* Input records:
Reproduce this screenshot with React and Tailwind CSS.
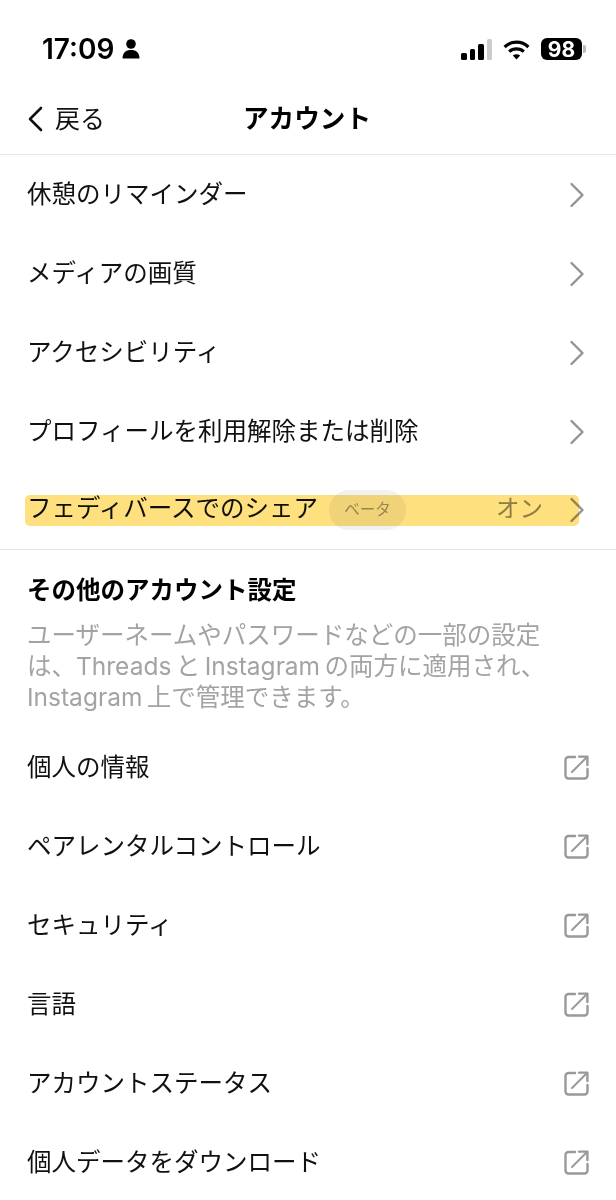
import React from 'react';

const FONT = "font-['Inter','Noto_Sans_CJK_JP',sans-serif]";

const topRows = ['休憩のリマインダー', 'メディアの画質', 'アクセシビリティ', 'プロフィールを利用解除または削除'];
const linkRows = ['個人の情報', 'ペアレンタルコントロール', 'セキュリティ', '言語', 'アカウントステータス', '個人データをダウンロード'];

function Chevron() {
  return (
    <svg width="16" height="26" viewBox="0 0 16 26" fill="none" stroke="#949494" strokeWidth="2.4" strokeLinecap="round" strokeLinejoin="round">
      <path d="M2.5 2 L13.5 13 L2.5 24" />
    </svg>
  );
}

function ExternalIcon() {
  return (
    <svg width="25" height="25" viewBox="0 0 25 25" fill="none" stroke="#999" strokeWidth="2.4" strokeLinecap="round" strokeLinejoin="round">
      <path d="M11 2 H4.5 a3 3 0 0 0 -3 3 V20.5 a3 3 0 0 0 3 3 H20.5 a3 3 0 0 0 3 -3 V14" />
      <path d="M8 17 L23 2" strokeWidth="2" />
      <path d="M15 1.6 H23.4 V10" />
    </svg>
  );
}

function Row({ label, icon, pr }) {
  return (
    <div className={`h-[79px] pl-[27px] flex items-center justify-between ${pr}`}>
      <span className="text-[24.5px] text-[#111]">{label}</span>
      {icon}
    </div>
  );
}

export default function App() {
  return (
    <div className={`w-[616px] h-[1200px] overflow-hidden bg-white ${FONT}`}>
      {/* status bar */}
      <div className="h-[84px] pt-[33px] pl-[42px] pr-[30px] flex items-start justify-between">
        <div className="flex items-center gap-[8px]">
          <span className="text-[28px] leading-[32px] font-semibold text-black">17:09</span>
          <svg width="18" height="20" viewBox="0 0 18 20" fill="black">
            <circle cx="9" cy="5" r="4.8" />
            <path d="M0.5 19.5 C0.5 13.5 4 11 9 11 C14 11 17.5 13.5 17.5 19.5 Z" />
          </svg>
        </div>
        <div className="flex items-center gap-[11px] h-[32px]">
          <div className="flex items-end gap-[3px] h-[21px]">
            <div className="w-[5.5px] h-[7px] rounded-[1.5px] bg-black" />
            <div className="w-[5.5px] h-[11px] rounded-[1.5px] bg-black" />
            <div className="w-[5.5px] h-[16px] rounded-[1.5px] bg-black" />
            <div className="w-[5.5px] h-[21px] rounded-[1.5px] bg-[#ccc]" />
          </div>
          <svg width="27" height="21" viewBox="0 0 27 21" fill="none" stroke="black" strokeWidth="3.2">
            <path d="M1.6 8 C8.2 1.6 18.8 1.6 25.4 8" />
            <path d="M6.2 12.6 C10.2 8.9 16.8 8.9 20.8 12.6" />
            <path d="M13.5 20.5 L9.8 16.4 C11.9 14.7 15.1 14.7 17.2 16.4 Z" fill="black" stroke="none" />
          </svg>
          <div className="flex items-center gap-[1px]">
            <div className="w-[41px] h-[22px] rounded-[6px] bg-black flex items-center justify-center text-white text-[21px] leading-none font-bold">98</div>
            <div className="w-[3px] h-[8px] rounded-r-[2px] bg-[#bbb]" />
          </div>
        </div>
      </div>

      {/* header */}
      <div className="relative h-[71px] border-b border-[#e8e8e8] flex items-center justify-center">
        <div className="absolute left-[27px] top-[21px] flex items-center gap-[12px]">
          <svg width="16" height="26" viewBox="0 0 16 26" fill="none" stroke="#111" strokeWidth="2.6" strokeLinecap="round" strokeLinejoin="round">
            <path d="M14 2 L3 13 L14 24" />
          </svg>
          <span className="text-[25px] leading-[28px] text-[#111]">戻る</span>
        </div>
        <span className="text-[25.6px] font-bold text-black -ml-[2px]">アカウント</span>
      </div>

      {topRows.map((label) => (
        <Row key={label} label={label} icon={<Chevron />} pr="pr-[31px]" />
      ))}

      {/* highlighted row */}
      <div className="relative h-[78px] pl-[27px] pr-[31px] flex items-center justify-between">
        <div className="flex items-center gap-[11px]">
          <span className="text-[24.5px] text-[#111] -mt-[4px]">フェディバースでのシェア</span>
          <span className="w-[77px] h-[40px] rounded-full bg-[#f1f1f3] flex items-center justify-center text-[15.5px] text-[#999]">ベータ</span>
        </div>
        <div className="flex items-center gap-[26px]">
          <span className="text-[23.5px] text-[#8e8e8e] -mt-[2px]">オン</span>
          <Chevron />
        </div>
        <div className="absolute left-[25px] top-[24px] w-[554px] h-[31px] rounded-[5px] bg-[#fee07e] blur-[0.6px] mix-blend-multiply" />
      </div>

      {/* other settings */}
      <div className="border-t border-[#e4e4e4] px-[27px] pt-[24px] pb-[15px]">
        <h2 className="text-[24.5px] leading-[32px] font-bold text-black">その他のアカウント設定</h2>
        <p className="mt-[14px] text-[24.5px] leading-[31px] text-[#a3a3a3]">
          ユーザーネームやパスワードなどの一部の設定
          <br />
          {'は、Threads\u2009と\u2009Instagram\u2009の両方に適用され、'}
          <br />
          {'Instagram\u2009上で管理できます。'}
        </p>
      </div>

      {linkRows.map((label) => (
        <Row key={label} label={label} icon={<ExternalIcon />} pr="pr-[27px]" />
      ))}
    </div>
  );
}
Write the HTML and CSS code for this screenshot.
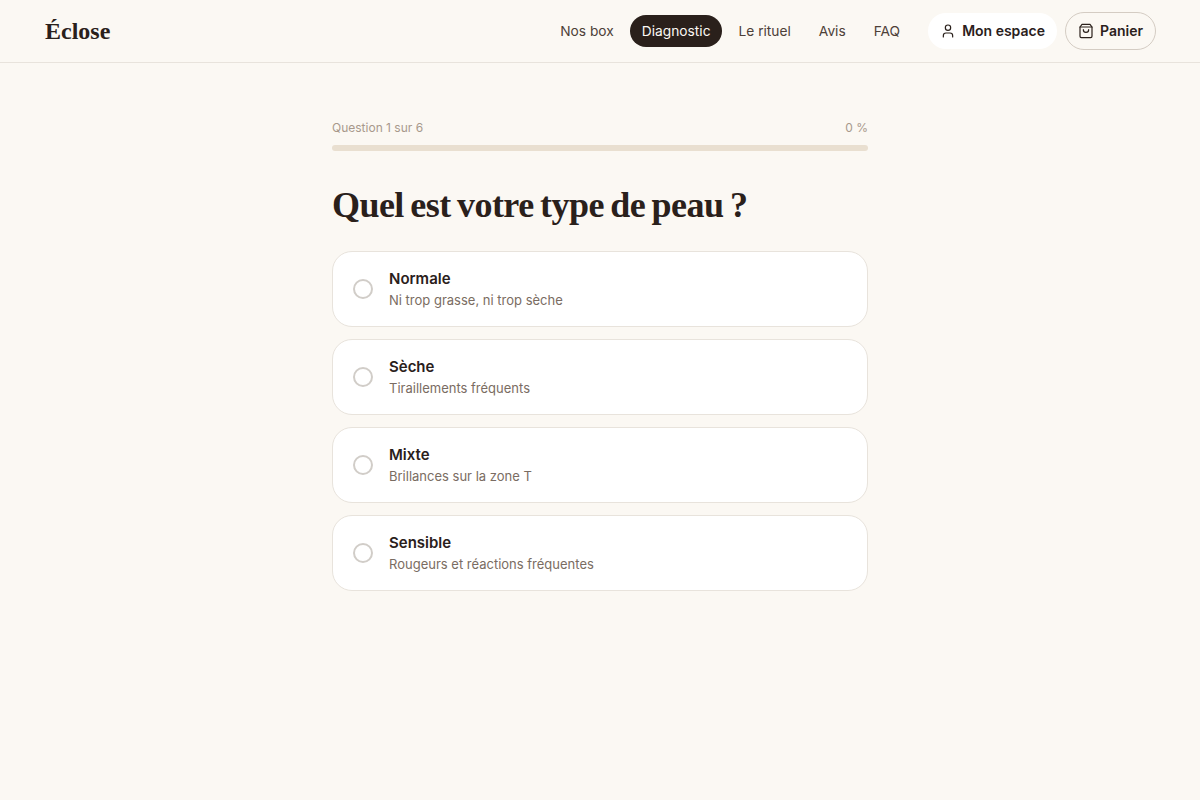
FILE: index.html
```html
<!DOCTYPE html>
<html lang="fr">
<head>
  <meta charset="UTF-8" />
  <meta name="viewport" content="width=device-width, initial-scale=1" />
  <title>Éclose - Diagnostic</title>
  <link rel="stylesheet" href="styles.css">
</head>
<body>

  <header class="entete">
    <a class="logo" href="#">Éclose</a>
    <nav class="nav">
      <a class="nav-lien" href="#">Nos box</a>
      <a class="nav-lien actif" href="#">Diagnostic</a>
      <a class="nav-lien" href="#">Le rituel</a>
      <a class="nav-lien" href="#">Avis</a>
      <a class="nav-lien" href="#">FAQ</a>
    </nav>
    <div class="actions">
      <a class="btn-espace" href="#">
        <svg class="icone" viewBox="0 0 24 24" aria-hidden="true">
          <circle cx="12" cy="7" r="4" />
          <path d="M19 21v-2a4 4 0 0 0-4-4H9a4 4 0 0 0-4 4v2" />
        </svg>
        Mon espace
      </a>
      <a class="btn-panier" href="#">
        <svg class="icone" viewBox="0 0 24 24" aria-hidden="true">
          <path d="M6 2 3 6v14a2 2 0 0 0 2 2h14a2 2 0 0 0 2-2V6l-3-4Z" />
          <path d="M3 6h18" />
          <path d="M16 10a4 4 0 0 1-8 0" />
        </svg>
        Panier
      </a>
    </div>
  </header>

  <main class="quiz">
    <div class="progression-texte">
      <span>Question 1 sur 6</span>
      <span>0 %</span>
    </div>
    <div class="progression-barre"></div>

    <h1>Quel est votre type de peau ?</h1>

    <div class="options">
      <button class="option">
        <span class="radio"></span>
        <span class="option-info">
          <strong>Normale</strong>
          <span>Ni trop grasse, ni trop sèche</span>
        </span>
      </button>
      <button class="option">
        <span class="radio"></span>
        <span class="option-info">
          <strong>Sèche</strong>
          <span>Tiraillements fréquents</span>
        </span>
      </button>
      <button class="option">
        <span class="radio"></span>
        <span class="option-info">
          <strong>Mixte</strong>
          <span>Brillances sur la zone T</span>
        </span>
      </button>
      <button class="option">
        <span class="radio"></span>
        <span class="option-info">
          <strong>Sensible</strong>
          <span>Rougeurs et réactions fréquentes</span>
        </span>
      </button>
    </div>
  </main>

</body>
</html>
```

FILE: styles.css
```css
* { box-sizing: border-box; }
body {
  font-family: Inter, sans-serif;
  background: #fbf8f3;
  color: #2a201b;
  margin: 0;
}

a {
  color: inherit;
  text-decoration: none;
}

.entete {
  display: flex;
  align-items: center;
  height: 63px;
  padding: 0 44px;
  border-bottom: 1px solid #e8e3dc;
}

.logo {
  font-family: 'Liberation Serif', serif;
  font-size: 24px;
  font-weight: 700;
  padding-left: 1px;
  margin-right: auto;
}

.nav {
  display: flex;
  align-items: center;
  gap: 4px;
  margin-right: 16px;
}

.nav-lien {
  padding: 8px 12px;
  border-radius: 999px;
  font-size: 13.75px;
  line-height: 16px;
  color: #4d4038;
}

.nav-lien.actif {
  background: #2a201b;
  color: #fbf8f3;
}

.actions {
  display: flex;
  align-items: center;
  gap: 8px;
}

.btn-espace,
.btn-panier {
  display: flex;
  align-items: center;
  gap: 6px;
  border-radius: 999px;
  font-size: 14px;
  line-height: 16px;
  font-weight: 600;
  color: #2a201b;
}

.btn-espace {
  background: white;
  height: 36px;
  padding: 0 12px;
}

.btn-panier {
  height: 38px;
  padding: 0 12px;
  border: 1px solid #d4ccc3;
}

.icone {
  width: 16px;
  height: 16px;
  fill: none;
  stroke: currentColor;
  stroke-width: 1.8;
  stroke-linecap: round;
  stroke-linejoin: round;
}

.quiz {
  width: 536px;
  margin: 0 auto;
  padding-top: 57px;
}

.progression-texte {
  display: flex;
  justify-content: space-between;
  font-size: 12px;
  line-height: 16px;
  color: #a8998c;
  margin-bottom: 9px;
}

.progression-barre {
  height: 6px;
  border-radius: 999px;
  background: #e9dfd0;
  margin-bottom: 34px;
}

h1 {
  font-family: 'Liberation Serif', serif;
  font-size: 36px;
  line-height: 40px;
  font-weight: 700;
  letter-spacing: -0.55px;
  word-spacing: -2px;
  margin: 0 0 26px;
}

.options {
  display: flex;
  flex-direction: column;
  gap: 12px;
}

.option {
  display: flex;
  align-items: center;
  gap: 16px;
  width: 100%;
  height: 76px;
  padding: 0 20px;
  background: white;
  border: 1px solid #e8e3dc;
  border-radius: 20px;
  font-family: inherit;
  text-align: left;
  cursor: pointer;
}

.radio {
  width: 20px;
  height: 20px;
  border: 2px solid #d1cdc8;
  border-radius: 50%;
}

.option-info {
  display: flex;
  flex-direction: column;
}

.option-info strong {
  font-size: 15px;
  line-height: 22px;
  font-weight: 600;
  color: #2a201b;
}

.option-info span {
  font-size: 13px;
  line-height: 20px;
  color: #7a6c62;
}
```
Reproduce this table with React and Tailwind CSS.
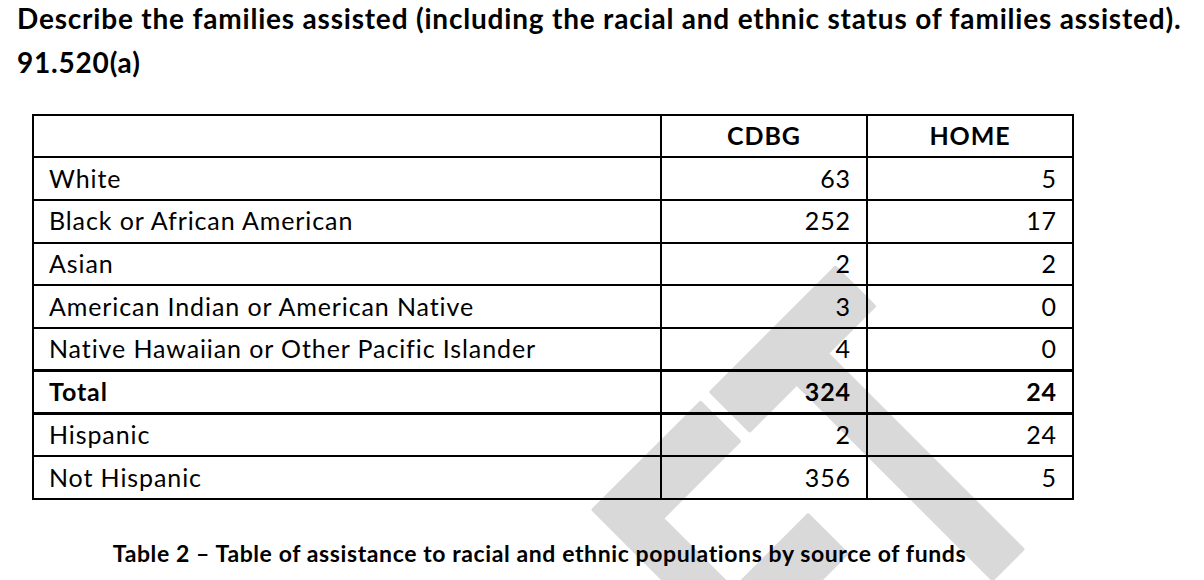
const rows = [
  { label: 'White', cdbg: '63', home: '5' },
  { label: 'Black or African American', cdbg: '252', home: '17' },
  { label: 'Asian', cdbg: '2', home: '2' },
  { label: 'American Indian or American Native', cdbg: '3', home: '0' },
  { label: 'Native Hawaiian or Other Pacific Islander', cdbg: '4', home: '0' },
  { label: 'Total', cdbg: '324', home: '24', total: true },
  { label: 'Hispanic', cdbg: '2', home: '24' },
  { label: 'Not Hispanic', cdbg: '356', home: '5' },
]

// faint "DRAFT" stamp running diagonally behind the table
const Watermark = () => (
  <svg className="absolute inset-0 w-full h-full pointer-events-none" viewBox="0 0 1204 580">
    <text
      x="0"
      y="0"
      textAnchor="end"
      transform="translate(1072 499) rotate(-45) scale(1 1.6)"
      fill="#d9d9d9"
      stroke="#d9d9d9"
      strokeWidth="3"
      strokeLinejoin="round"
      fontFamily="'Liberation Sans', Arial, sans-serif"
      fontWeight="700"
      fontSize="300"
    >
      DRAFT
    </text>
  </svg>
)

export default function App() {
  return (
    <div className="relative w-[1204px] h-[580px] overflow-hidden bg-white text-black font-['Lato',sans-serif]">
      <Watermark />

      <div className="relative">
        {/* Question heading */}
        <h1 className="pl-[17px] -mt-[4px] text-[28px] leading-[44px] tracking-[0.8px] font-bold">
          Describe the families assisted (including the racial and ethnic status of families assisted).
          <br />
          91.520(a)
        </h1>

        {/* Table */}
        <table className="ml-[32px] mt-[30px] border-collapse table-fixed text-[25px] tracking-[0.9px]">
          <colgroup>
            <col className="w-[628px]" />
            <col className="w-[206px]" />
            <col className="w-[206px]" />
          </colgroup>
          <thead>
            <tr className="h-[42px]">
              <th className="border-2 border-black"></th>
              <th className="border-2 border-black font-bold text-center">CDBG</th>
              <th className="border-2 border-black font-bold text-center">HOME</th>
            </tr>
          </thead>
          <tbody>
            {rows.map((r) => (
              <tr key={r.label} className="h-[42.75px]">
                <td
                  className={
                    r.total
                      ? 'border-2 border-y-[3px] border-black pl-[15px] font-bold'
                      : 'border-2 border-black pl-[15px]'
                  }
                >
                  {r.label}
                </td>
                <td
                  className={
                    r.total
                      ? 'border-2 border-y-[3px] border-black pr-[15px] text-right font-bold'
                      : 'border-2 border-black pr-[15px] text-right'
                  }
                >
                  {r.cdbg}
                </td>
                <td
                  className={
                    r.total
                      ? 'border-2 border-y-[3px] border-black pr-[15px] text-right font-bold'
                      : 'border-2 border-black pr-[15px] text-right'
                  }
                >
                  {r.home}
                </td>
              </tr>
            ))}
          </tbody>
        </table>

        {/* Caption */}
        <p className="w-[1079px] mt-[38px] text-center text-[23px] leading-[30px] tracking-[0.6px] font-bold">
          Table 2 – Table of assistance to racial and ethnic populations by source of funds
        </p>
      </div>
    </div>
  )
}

* Objective: Tell how many lines of the records above hold the string "this". Give no other text.

* Exercise output: 3